Des poissons, des océans

De Eva Wissenz, 12. juillet 2012

 

"Comme j’ai fini par le constater, le mot guerre est le terme exact pour évoquer notre rapport aux poissons - il décrit précisément les technologies et les méthodes mises en œuvre à leur égard, ainsi que l’esprit conquérant qu’elles traduisent. Plus mon expérience du monde de l’exploitation des animaux à des fins alimentaires s’est approfondie, plus il m’est apparu évident que les transformations radicales qu’a connue la pêche au cours de ces cinquante dernières années sont l’expression d’un phénomène beaucoup plus large.

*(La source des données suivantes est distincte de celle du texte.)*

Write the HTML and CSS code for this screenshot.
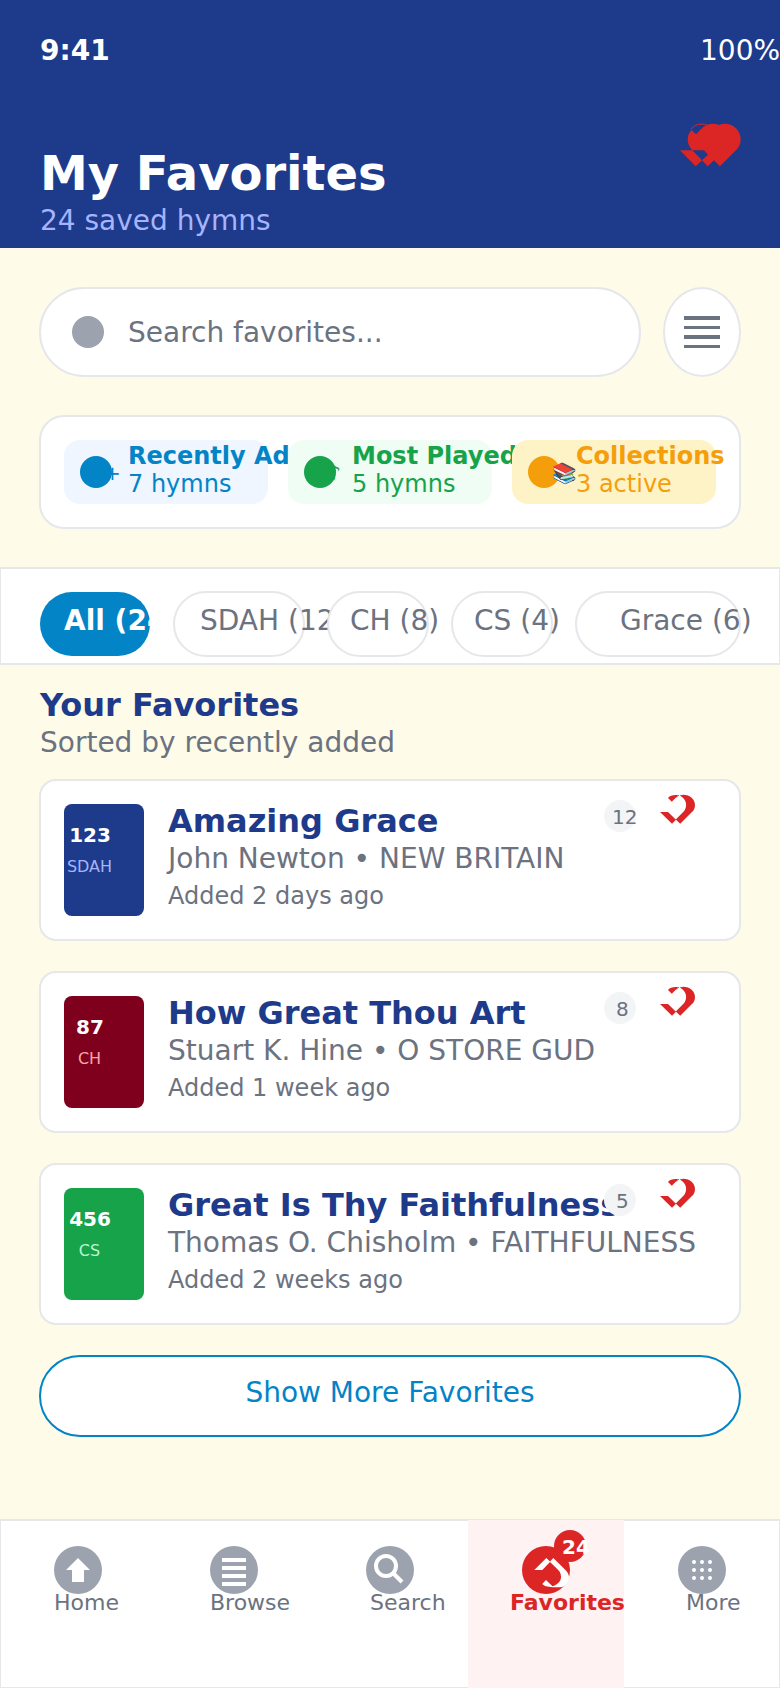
FILE: index.html
```html
<!DOCTYPE html>
<html lang="en">
<head>
<meta charset="utf-8">
<title>My Favorites</title>
<link rel="stylesheet" href="styles.css">
</head>
<body>
<svg class="defs" width="0" height="0">
  <symbol id="heart" viewBox="0 0 40 32">
    <path d="M4 20H12L19.7 27.5L27 20.3C32.5 14.5 30.5 6.5 23.7 3.4C20.5 4.5 18.5 7 15.8 9.8L12 6C14 3.4 17 2.8 20.5 3L23.5 3.4L27.3 2.8C34 2.8 39 7.5 39 13.2C39 16.2 37.8 18.5 35.7 20.3L24.2 31.8L20 27.8L16 31.8Z"/>
  </symbol>
</svg>
<div class="app">
  <header class="header">
    <div class="status"><span class="time">9:41</span><span>100%</span></div>
    <div class="heading">
      <div>
        <h1 class="title">My Favorites</h1>
        <p class="subtitle">24 saved hymns</p>
      </div>
      <svg class="hearts" width="64" height="48" viewBox="0 0 192 144">
        <path fill-rule="evenodd" d="M0 88L47 136L66 118L83 136L102 118L120 136L168 88C177 79 182 69 182 55C182 29 161 8 135 8C129 8 123 9 117 12C106 7 91 7 80 12C67 18 58 30 48 40L35 27C27 35 23 44 23 55C23 68 28 79 37 88ZM37 88H72L84 101L66 118Z"/>
        <path class="sliver" d="M33 25C42 12 60 6 80 11"/>
      </svg>
    </div>
  </header>

  <div class="search-row">
    <div class="search"><span class="dot"></span>Search favorites...</div>
    <div class="menu"><i></i><i></i><i></i><i></i></div>
  </div>

  <section class="quick">
    <div class="tile blue"><span class="dot"></span><span class="glyph">+</span><div><b>Recently Added</b><p>7 hymns</p></div></div>
    <div class="tile green"><span class="dot"></span><span class="glyph">♪</span><div><b>Most Played</b><p>5 hymns</p></div></div>
    <div class="tile amber"><span class="dot"></span><span class="glyph">📚</span><div><b>Collections</b><p>3 active</p></div></div>
  </section>

  <nav class="filters">
    <span class="pill all">All (24)</span>
    <span class="pill sdah">SDAH (12)</span>
    <span class="pill ch">CH (8)</span>
    <span class="pill cs">CS (4)</span>
    <span class="pill grace">Grace (6)</span>
  </nav>

  <section class="section-head">
    <h2>Your Favorites</h2>
    <p>Sorted by recently added</p>
  </section>

  <main class="list">
    <article class="card">
      <div class="book navy"><b>123</b><span>SDAH</span></div>
      <div class="info"><h3>Amazing Grace</h3><p>John Newton • NEW BRITAIN</p><small>Added 2 days ago</small></div>
      <span class="count wide">12</span>
      <svg class="fav" width="40" height="32"><use href="#heart"/></svg>
    </article>
    <article class="card">
      <div class="book maroon"><b>87</b><span>CH</span></div>
      <div class="info"><h3>How Great Thou Art</h3><p>Stuart K. Hine • O STORE GUD</p><small>Added 1 week ago</small></div>
      <span class="count">8</span>
      <svg class="fav" width="40" height="32"><use href="#heart"/></svg>
    </article>
    <article class="card">
      <div class="book leaf"><b>456</b><span>CS</span></div>
      <div class="info"><h3>Great Is Thy Faithfulness</h3><p>Thomas O. Chisholm • FAITHFULNESS</p><small>Added 2 weeks ago</small></div>
      <span class="count">5</span>
      <svg class="fav" width="40" height="32"><use href="#heart"/></svg>
    </article>
  </main>

  <div class="more">Show More Favorites</div>

  <nav class="tabs">
    <div class="tab home">
      <svg width="48" height="48"><circle cx="24" cy="24" r="24"/><path class="w" d="M12 24L24 12L36 24H30V36H18V24Z"/></svg>
      <span>Home</span>
    </div>
    <div class="tab browse">
      <svg width="48" height="48"><circle cx="24" cy="24" r="24"/><path class="w" d="M12 12h24v4H12zM12 20h24v4H12zM12 28h24v4H12zM12 36h24v4H12z"/></svg>
      <span>Browse</span>
    </div>
    <div class="tab find">
      <svg width="48" height="48"><circle cx="24" cy="24" r="24"/><circle class="line" cx="20" cy="20" r="10"/><path class="line" d="M27 27L36 36"/></svg>
      <span>Search</span>
    </div>
    <div class="tab active">
      <svg width="48" height="48"><circle cx="24" cy="24" r="24"/><path class="w" d="M12.3 24L24.3 12L28 15.4L31.3 12L42.7 23.3C45.5 26 47.5 29 47 32.5C46 36.5 43.5 39.5 40.3 41C36 41.6 30 41.4 27.5 40.8C24.5 40.6 21.5 39.5 20.3 38L24 34L30.5 40.2C36.5 38.3 39.2 34.5 39 30.5C38.8 27 37.5 25 35 22.8L28 16L20.3 24Z"/></svg>
      <span>Favorites</span>
      <em class="badge">24</em>
    </div>
    <div class="tab rest">
      <svg width="48" height="48"><circle cx="24" cy="24" r="24"/><g class="w"><circle cx="16" cy="16" r="2"/><circle cx="24" cy="16" r="2"/><circle cx="32" cy="16" r="2"/><circle cx="16" cy="24" r="2"/><circle cx="24" cy="24" r="2"/><circle cx="32" cy="24" r="2"/><circle cx="16" cy="32" r="2"/><circle cx="24" cy="32" r="2"/><circle cx="32" cy="32" r="2"/></g></svg>
      <span>More</span>
    </div>
  </nav>
</div>
</body>
</html>
```
FILE: styles.css
```css
* { box-sizing: border-box; margin: 0; padding: 0; }
body {
  width: 780px;
  height: 1688px;
  overflow: hidden;
  background: #fffbeb;
  color: #6b7280;
  font: 28px/33px "DejaVu Sans", sans-serif;
  white-space: nowrap;
}
.defs { position: absolute; }
svg { display: block; }
.app { display: flex; flex-direction: column; height: 1688px; background: #fefbe8; }

.header { height: 248px; flex: none; padding: 34px 0 0 40px; background: #1e3a8a; color: #fff; }
.status { display: flex; justify-content: space-between; }
.status span:last-child { width: 80px; }
.time { font-weight: bold; }
.heading { display: flex; justify-content: space-between; padding-right: 36px; margin-top: 54px; }
.title { margin-top: 24px; font-size: 48px; line-height: 56px; }
.subtitle { margin-top: 3px; color: #a5b4fc; }
.hearts { fill: #dc2626; }
.sliver { fill: none; stroke: #dc2626; stroke-width: 3; }

.search-row { display: flex; gap: 22px; margin: 39px 39px 0; }
.search {
  display: flex; align-items: center; gap: 24px;
  width: 602px; height: 90px; padding: 0 0 0 31px;
  border: 2px solid #e5e7eb; border-radius: 45px; background: #fff;
}
.dot { width: 32px; height: 32px; flex: none; border-radius: 50%; background: #9ca3af; }
.menu {
  display: flex; flex-direction: column; gap: 6px;
  width: 78px; height: 90px; padding: 27px 19px;
  border: 2px solid #e5e7eb; border-radius: 50%; background: #fff;
}
.menu i { height: 4px; background: #6b7280; }

.quick {
  display: flex; gap: 20px; height: 114px; flex: none;
  margin: 38px 39px 0; padding: 23px;
  border: 2px solid #e5e7eb; border-radius: 25px; background: #fff;
}
.tile {
  position: relative; display: flex; gap: 16px;
  width: 204px; height: 64px; flex: none; padding: 2px 0 0 16px;
  border-radius: 16px; font-size: 24px; line-height: 28px;
}
.tile .dot { margin-top: 14px; background: currentColor; }
.tile b { display: block; }
.glyph { position: absolute; left: 40px; top: 21px; font-size: 20px; line-height: 24px; }
.blue { background: #eff6ff; color: #0284c7; }
.green { background: #f0fdf4; color: #16a34a; }
.amber { background: #fef3c7; color: #f59e0b; }

.filters {
  display: flex; gap: 22px; height: 98px; flex: none; margin-top: 38px; padding: 22px 0 0 38px;
  border: solid #e5e7eb; border-width: 2px 1px; background: #fff;
}
.pill {
  height: 66px; flex: none; padding: 11px 0 0 24px;
  border: 2px solid #e5e7eb; border-radius: 33px; background: #fff;
}
.all { width: 110px; height: 64px; margin: 1px; padding: 12px 0 0 24px; border: 0; background: #0284c7; color: #fff; font-weight: bold; }
.sdah { width: 132px; padding-left: 25px; }
.ch { width: 102px; padding-left: 21px; }
.cs { width: 102px; padding-left: 21px; }
.grace { width: 166px; padding-left: 43px; }

.section-head { padding: 21px 40px 0; }
h2, h3 { font-size: 32px; line-height: 38px; color: #1e3a8a; }
.section-head p { margin-top: 2px; }

.list { display: flex; flex-direction: column; gap: 30px; margin: 20px 39px 0; }
.card {
  position: relative; display: flex; gap: 24px; height: 162px; padding: 23px 0 0 23px;
  border: 2px solid #e5e7eb; border-radius: 17px; background: #fff;
}
.book {
  display: flex; flex-direction: column; align-items: center; gap: 10px;
  width: 80px; height: 112px; flex: none; padding: 19px 28px 0 0;
  border-radius: 8px; font-size: 16px; line-height: 19px;
}
.book b { color: #fff; font-size: 20px; line-height: 24px; }
.book span { margin-right: 1px; }
.navy { background: #1e3a8a; color: #a5b4fc; }
.maroon { background: #7f001d; color: #fca5a5; }
.leaf { background: #16a34a; color: #bbf7d0; }
.info { margin-top: -2px; }
.info p { margin-top: 2px; }
.info small { display: block; margin-top: 7px; font-size: 24px; line-height: 28px; }
.count {
  position: absolute; left: 563px; top: 19px; width: 32px; height: 32px; padding: 5px 0 0 12px;
  border-radius: 50%; background: #f3f4f6; font-size: 20px; line-height: 24px;
}
.wide { padding-left: 8px; }
.fav { position: absolute; left: 615px; top: 11px; fill: #dc2626; }

.more {
  height: 82px; margin: 30px 39px 0; padding-top: 19px;
  border: 2px solid #0284c7; border-radius: 41px; background: #fff; color: #0284c7; text-align: center;
}

.tabs {
  display: grid; grid-template-columns: repeat(5, 156px);
  height: 169px; margin-top: auto;
  background: #fff; box-shadow: inset 0 2px #e5e7eb, inset 1px 0 #e5e7eb, inset -1px -1px #e5e7eb;
}
.tab { position: relative; padding: 27px 0 0 54px; font-size: 22px; line-height: 25px; fill: #9ca3af; }
.tab span { display: block; margin-top: -4px; }
.w { fill: #fff; }
.line { fill: none; stroke: #fff; stroke-width: 4; }
.find span { margin-left: 4px; }
.rest span { margin-left: 8px; }
.active { margin-top: 1px; padding-top: 26px; background: #fef2f2; color: #dc2626; fill: #dc2626; font-weight: bold; }
.active span { margin-left: -12px; }
.badge {
  position: absolute; left: 86px; top: 10px; width: 32px; height: 32px; padding: 5px 0 0 8px;
  border-radius: 50%; background: #dc2626; color: #fff; font-size: 20px; line-height: 24px; font-style: normal;
}
```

Nous avons déclaré la guerre, ou plutôt laissé mener la guerre contre tous les animaux que nous mangeons. Cette guerre est d’un type nouveau et porte un nom : l’élevage industriel.
[...] L’élevage industriel considère la nature comme un obstacle qui doit être surmonté.
[...] Les technologies militaires ont été littéralement et systématiquement appliquées à la pêche. Radars, sonars (autrefois utilisés pour repérer les sous-marins ennemis), systèmes électroniques de navigation développés pour la marine de guerre et, depuis la dernière décennie du XXe siècle, localisation par satellites permettent désormais aux pêcheurs d’identifier les lieux de rassemblement des poissons et d’y retourner au moment opportun. Des images satellites des températures océanes sont également utilisées pour repérer les bancs de poissons.
Le succès de l’agriculture industrielle dépend des représentations nostalgiques que les consommateurs se font de la production de nourriture - le pêcheur ramenant sa prise au moulinet, l’éleveur de porcs qui connaît chacun de ses cochons, l’éleveur de dindes observant un petit bec brisant la coquille de son œuf - parce que ces images correspondent à quelque chose que nous connaissons et en quoi nous avons confiance.
[...] Que se passerait-il si l’étiquetage d’un produit indiquait combien d’animaux ont été tués pour que celui que nous voulons manger se retrouve dans notre assiette ? Eh bien, pour ce qui concerne les crevettes d’Indonésie, par exemple, on pourrait lire sur l’emballage : POUR 500 GRAMMES DE CREVETTES, 13 KILOS D’AUTRES ANIMAUX MARINS ONT ÉTÉ TUÉS ET REJETÉS A LA MER."

In Faut-il manger des animaux ? de Jonathan Safran Foer, 2010, Point Seuil, p. 49 sq.